過去数年間にわたりVedantaは、地元および海外の労働法やガイドラインへの違反、そして地元の環境の汚染に対する責任を追及されてきただけでなく、経営陣が政治の堕落をもたらしたこと、政治家とのあいだで秘密裏に、極めて有利な株取引きを行うことを獲得戦略としてきたことに対しても非難されてきた。このような非難がザンビアでも表面化するに従い、学者や著名人、そしてザンビア政府から批判の的にされた。レビー・ムワナワサ元大統領が鉱業部門の公正な労働法を発表したときには、名指しで批判された。

Vedantaは鉱山と資産に対して2500万USドルを支払い、8年の免税期間を付与された。その後2005年3月の財務報告では、2004年最終四半期にKCMの収益2600万USドルをスイス口座に移したことが明らかになった。

この財務報告に対し、KCMのマイノリティ株主であるAssociation of Minority Shareholders of Zambia Copper InvestmentsのJean-Pierre Rozan社長は、インドのグループ会社が「数十億の価値がある企業をわずかばかりの金額で手に入れた」とコメントしている。

このコメントに加えてザンビア大学の開発学講師Frederick Mutesaは、「この取引きは2つのことを明らかにしている。契約の交渉をした人たちが無能であったこと。そしてある種の癒着、あるいは私腹を肥やした人間がいるということだ。」と述べた。

2009年にVedantaは、最小閾値を超える分に関して25%の超過所得税(windfall tax)を支払った。この件に関して同社は政府と議論をしたところ、政府は2009年4月から超過所得税を撤廃をすると発表した。2008年中にKCMは、「最初の閾値を超えた分については25%の超過所得税しか要求しない」との確認書簡をザンビア歳入庁(ZRA)から受け取った。

2009年1月30日、ザンビア政府の財務大臣が2009年度予算を公表した。それには、超過所得税の撤廃、資本控除を引き上げて100%に戻すこと、鉱業収益に対するヘッジングによる損失の相殺を2008-2009会計年度は禁止するが、2009-10年度には認めるといった、鉱業税制度に関する有利な変更が含まれていた。

製品開発

2004年11月にVedanta Resources Plcがコンコラ銅鉱山の主要株主になって以来、生産能力の拡大、効率性向上、鉱山寿命の延長を究極の目的として、多数のプロジェクトが実行されてきた。1日あたりの硫酸生産能力500トンの硫黄による酸化処理工場がNchangaに建てられ、操業を開始した。陰極銅を生産するNchanga Tailings Leach Plant Tankhouses は、経営効率の改善と銅品質の向上を目的とした改修をおこなった。Konkola Deep Mining Project(KDMP)はコンコラ鉱山における銅鉱石の生産拡大を進めている。このプロジェクトでは、アフリカで最も深い1,490mに、新しい坑道が設置される。2010年度までに中間軸(mid-shaft)の作動を開始する予定である。粉砕設備(bottom crusher)、積込み設備(loading station)、第1シャフトの設置、1,390mレベルのポンプ室といったその他の設備は、2011年末までに完成の予定である。Nchangaの溶鉱炉は2010年第2四半期までに予定能力を達成する見込みである。

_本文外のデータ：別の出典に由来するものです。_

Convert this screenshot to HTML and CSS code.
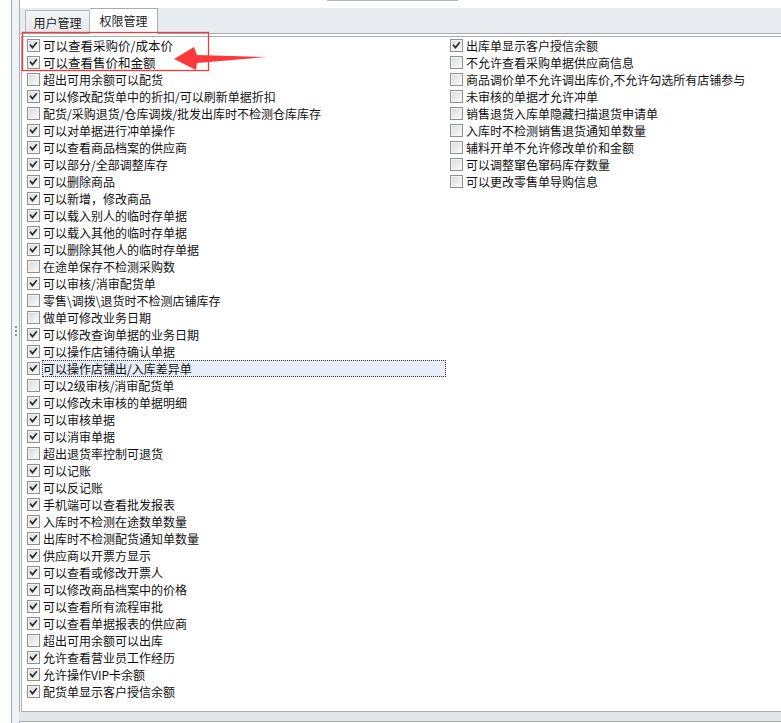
FILE: index.html
```html
<!DOCTYPE html>
<html>
<head>
<meta charset="utf-8">
<link rel="stylesheet" href="styles.css">
</head>
<body>
<div class="page">
  <div class="gutter"></div>
  <div class="splitter"><div class="grip"><i></i><i></i><i></i></div></div>
  <div class="tabctl">
    <div class="topstrip"><div class="topbar"></div></div>
    <div class="tabstrip">
      <div class="tab">用户管理</div>
      <div class="tab active">权限管理</div>
    </div>
    <div class="tabbody">
      <div class="panel">
        <div class="col left">
          <div class="opt big on"><span class="box"><svg viewBox="0 0 13 13"><path d="M3 6.2 L5.3 9 L9.8 3.4"/></svg></span><span class="txt">可以查看采购价/成本价</span></div>
          <div class="opt big on"><span class="box"><svg viewBox="0 0 13 13"><path d="M3 6.2 L5.3 9 L9.8 3.4"/></svg></span><span class="txt">可以查看售价和金额</span></div>
          <div class="opt"><span class="box"></span><span class="txt">超出可用余额可以配货</span></div>
          <div class="opt on"><span class="box"><svg viewBox="0 0 13 13"><path d="M3 6.2 L5.3 9 L9.8 3.4"/></svg></span><span class="txt">可以修改配货单中的折扣/可以刷新单据折扣</span></div>
          <div class="opt"><span class="box"></span><span class="txt">配货/采购退货/仓库调拨/批发出库时不检测仓库库存</span></div>
          <div class="opt on"><span class="box"><svg viewBox="0 0 13 13"><path d="M3 6.2 L5.3 9 L9.8 3.4"/></svg></span><span class="txt">可以对单据进行冲单操作</span></div>
          <div class="opt on"><span class="box"><svg viewBox="0 0 13 13"><path d="M3 6.2 L5.3 9 L9.8 3.4"/></svg></span><span class="txt">可以查看商品档案的供应商</span></div>
          <div class="opt on"><span class="box"><svg viewBox="0 0 13 13"><path d="M3 6.2 L5.3 9 L9.8 3.4"/></svg></span><span class="txt">可以部分/全部调整库存</span></div>
          <div class="opt on"><span class="box"><svg viewBox="0 0 13 13"><path d="M3 6.2 L5.3 9 L9.8 3.4"/></svg></span><span class="txt">可以删除商品</span></div>
          <div class="opt on"><span class="box"><svg viewBox="0 0 13 13"><path d="M3 6.2 L5.3 9 L9.8 3.4"/></svg></span><span class="txt">可以新增，修改商品</span></div>
          <div class="opt on"><span class="box"><svg viewBox="0 0 13 13"><path d="M3 6.2 L5.3 9 L9.8 3.4"/></svg></span><span class="txt">可以载入别人的临时存单据</span></div>
          <div class="opt on"><span class="box"><svg viewBox="0 0 13 13"><path d="M3 6.2 L5.3 9 L9.8 3.4"/></svg></span><span class="txt">可以载入其他的临时存单据</span></div>
          <div class="opt on"><span class="box"><svg viewBox="0 0 13 13"><path d="M3 6.2 L5.3 9 L9.8 3.4"/></svg></span><span class="txt">可以删除其他人的临时存单据</span></div>
          <div class="opt"><span class="box"></span><span class="txt">在途单保存不检测采购数</span></div>
          <div class="opt on"><span class="box"><svg viewBox="0 0 13 13"><path d="M3 6.2 L5.3 9 L9.8 3.4"/></svg></span><span class="txt">可以审核/消审配货单</span></div>
          <div class="opt"><span class="box"></span><span class="txt">零售\调拨\退货时不检测店铺库存</span></div>
          <div class="opt"><span class="box"></span><span class="txt">做单可修改业务日期</span></div>
          <div class="opt on"><span class="box"><svg viewBox="0 0 13 13"><path d="M3 6.2 L5.3 9 L9.8 3.4"/></svg></span><span class="txt">可以修改查询单据的业务日期</span></div>
          <div class="opt on"><span class="box"><svg viewBox="0 0 13 13"><path d="M3 6.2 L5.3 9 L9.8 3.4"/></svg></span><span class="txt">可以操作店铺待确认单据</span></div>
          <div class="opt on focus"><span class="box"><svg viewBox="0 0 13 13"><path d="M3 6.2 L5.3 9 L9.8 3.4"/></svg></span><span class="txt">可以操作店铺出/入库差异单</span></div>
          <div class="opt"><span class="box"></span><span class="txt">可以2级审核/消审配货单</span></div>
          <div class="opt on"><span class="box"><svg viewBox="0 0 13 13"><path d="M3 6.2 L5.3 9 L9.8 3.4"/></svg></span><span class="txt">可以修改未审核的单据明细</span></div>
          <div class="opt on"><span class="box"><svg viewBox="0 0 13 13"><path d="M3 6.2 L5.3 9 L9.8 3.4"/></svg></span><span class="txt">可以审核单据</span></div>
          <div class="opt on"><span class="box"><svg viewBox="0 0 13 13"><path d="M3 6.2 L5.3 9 L9.8 3.4"/></svg></span><span class="txt">可以消审单据</span></div>
          <div class="opt"><span class="box"></span><span class="txt">超出退货率控制可退货</span></div>
          <div class="opt on"><span class="box"><svg viewBox="0 0 13 13"><path d="M3 6.2 L5.3 9 L9.8 3.4"/></svg></span><span class="txt">可以记账</span></div>
          <div class="opt on"><span class="box"><svg viewBox="0 0 13 13"><path d="M3 6.2 L5.3 9 L9.8 3.4"/></svg></span><span class="txt">可以反记账</span></div>
          <div class="opt on"><span class="box"><svg viewBox="0 0 13 13"><path d="M3 6.2 L5.3 9 L9.8 3.4"/></svg></span><span class="txt">手机端可以查看批发报表</span></div>
          <div class="opt on"><span class="box"><svg viewBox="0 0 13 13"><path d="M3 6.2 L5.3 9 L9.8 3.4"/></svg></span><span class="txt">入库时不检测在途数单数量</span></div>
          <div class="opt on"><span class="box"><svg viewBox="0 0 13 13"><path d="M3 6.2 L5.3 9 L9.8 3.4"/></svg></span><span class="txt">出库时不检测配货通知单数量</span></div>
          <div class="opt on"><span class="box"><svg viewBox="0 0 13 13"><path d="M3 6.2 L5.3 9 L9.8 3.4"/></svg></span><span class="txt">供应商以开票方显示</span></div>
          <div class="opt on"><span class="box"><svg viewBox="0 0 13 13"><path d="M3 6.2 L5.3 9 L9.8 3.4"/></svg></span><span class="txt">可以查看或修改开票人</span></div>
          <div class="opt on"><span class="box"><svg viewBox="0 0 13 13"><path d="M3 6.2 L5.3 9 L9.8 3.4"/></svg></span><span class="txt">可以修改商品档案中的价格</span></div>
          <div class="opt on"><span class="box"><svg viewBox="0 0 13 13"><path d="M3 6.2 L5.3 9 L9.8 3.4"/></svg></span><span class="txt">可以查看所有流程审批</span></div>
          <div class="opt on"><span class="box"><svg viewBox="0 0 13 13"><path d="M3 6.2 L5.3 9 L9.8 3.4"/></svg></span><span class="txt">可以查看单据报表的供应商</span></div>
          <div class="opt"><span class="box"></span><span class="txt">超出可用余额可以出库</span></div>
          <div class="opt on"><span class="box"><svg viewBox="0 0 13 13"><path d="M3 6.2 L5.3 9 L9.8 3.4"/></svg></span><span class="txt">允许查看营业员工作经历</span></div>
          <div class="opt on"><span class="box"><svg viewBox="0 0 13 13"><path d="M3 6.2 L5.3 9 L9.8 3.4"/></svg></span><span class="txt">允许操作VIP卡余额</span></div>
          <div class="opt on"><span class="box"><svg viewBox="0 0 13 13"><path d="M3 6.2 L5.3 9 L9.8 3.4"/></svg></span><span class="txt">配货单显示客户授信余额</span></div>
        </div>
        <div class="col right">
          <div class="opt on"><span class="box"><svg viewBox="0 0 13 13"><path d="M3 6.2 L5.3 9 L9.8 3.4"/></svg></span><span class="txt">出库单显示客户授信余额</span></div>
          <div class="opt"><span class="box"></span><span class="txt">不允许查看采购单据供应商信息</span></div>
          <div class="opt"><span class="box"></span><span class="txt">商品调价单不允许调出库价,不允许勾选所有店铺参与</span></div>
          <div class="opt"><span class="box"></span><span class="txt">未审核的单据才允许冲单</span></div>
          <div class="opt"><span class="box"></span><span class="txt">销售退货入库单隐藏扫描退货申请单</span></div>
          <div class="opt"><span class="box"></span><span class="txt">入库时不检测销售退货通知单数量</span></div>
          <div class="opt"><span class="box"></span><span class="txt">辅料开单不允许修改单价和金额</span></div>
          <div class="opt"><span class="box"></span><span class="txt">可以调整窜色窜码库存数量</span></div>
          <div class="opt"><span class="box"></span><span class="txt">可以更改零售单导购信息</span></div>
        </div>
      </div>
      <div class="bottomband"></div>
    </div>
  </div>
  <svg class="annot" width="781" height="723" viewBox="0 0 781 723">
    <rect x="22.5" y="32.5" width="186" height="38" fill="none" stroke="#ee3b3b" stroke-width="1.3"/>
    <polygon points="174,59 194,47 197,55 267,57 197,63 196,70" fill="#fa3a3a"/>
  </svg>
</div>
</body>
</html>
```

FILE: styles.css
```css
* { box-sizing: border-box; }
html, body { margin: 0; padding: 0; background: #fff; }
body {
  font-family: "Noto Sans CJK SC", "Noto Sans", sans-serif;
  font-size: 12px;
  color: #111;
}
.page {
  position: relative;
  width: 781px;
  height: 723px;
  display: flex;
  overflow: hidden;
}
.gutter {
  width: 12px;
  border-right: 1px solid #a6aab1;
  background: #fff;
}
.splitter {
  width: 7px;
  background: #f1f2f4;
  display: flex;
  flex-direction: column;
  justify-content: center;
  align-items: center;
  padding-bottom: 62px;
}
.grip { display: flex; flex-direction: column; gap: 2px; }
.grip i { display: block; width: 2px; height: 2px; background: #8e939a; }
.tabctl {
  flex: 1;
  display: flex;
  flex-direction: column;
  border-left: 1px solid #a6aab1;
}
.topstrip { height: 8px; background: #fff; }
.topbar { margin-left: 307px; width: 131px; height: 1px; background: #b3b7be; }
.tabstrip {
  height: 26px;
  background: #e8ebf0;
  border-bottom: 1px solid #a6aab1;
  display: flex;
  align-items: flex-end;
  padding-left: 5px;
}
.tab {
  height: 23px;
  width: 65px;
  border: 1px solid #b4b8bf;
  border-bottom: none;
  background: linear-gradient(#f4f5f7, #e4e7eb);
  display: flex;
  align-items: center;
  justify-content: center;
  padding-top: 1px;
  color: #1a1a1a;
}
.tab.active {
  height: 26px;
  width: 68px;
  background: #fff;
  border-color: #a6aab1;
  margin-bottom: -1px;
  border-left: none;
  padding-bottom: 4px;
}
.tabbody {
  flex: 1;
  background: #fff;
  padding: 2px 0 0 1px;
  display: flex;
  flex-direction: column;
}
.panel {
  flex: 1;
  border-left: 1px solid #a6aab1;
  border-top: 1px solid #a6aab1;
  border-bottom: 1px solid #a6aab1;
  display: grid;
  grid-template-columns: 425px 1fr;
  align-content: start;
}
.bottomband {
  height: 10px;
  margin-left: -2px;
  background: #e2e5ea;
  border-bottom: 1px solid #a6aab1;
  margin-bottom: 1px;
}
.col { display: flex; flex-direction: column; }
.col.left { padding-left: 5px; }
.col.right { padding-left: 3px; }
.opt {
  height: 17px;
  display: flex;
  align-items: center;
  white-space: nowrap;
}
.box {
  flex: none;
  width: 13px;
  height: 13px;
  border: 1px solid #8e9091;
  background: linear-gradient(135deg, #d8d9da 0%, #ebeced 55%, #fbfbfb 100%);
  box-shadow: inset 0 0 0 1px #f4f4f4;
  display: flex;
}
.box svg { width: 11px; height: 11px; }
.box path {
  fill: none;
  stroke: #2b2b2b;
  stroke-width: 1.9;
  stroke-linecap: square;
  stroke-linejoin: miter;
}
.txt {
  flex: 1;
  margin-left: 2px;
  margin-right: 1px;
  height: 17px;
  line-height: 15px;
  border: 1px dotted transparent;
  display: flex;
  align-items: center;
  overflow: hidden;
}
.opt.big .txt { font-size: 12.5px; line-height: 15px; }
.opt.focus .txt {
  background: #e6edf7;
  border-color: #333;
}
.annot {
  position: absolute;
  left: 0;
  top: 0;
  pointer-events: none;
}
```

KCMはイノベーションを加速するため、企業革新による変革を目的として、銅、鉄、コバルトの合金の形状の融解スラグからコバルトを回収する冶金システムを新たに開発する。この作業には、スラグの不純物を2段階で電気的に取り除く加熱炉を用いるが、これは世界初のシステムである。コバルト合金の生産量が最盛期には70tpdになることを予想し、Vedantaは、コバルト回収率を37%、コバルト銅合金の形でのコバルト生産量を1日あたり約4.4トンと見込んでいる。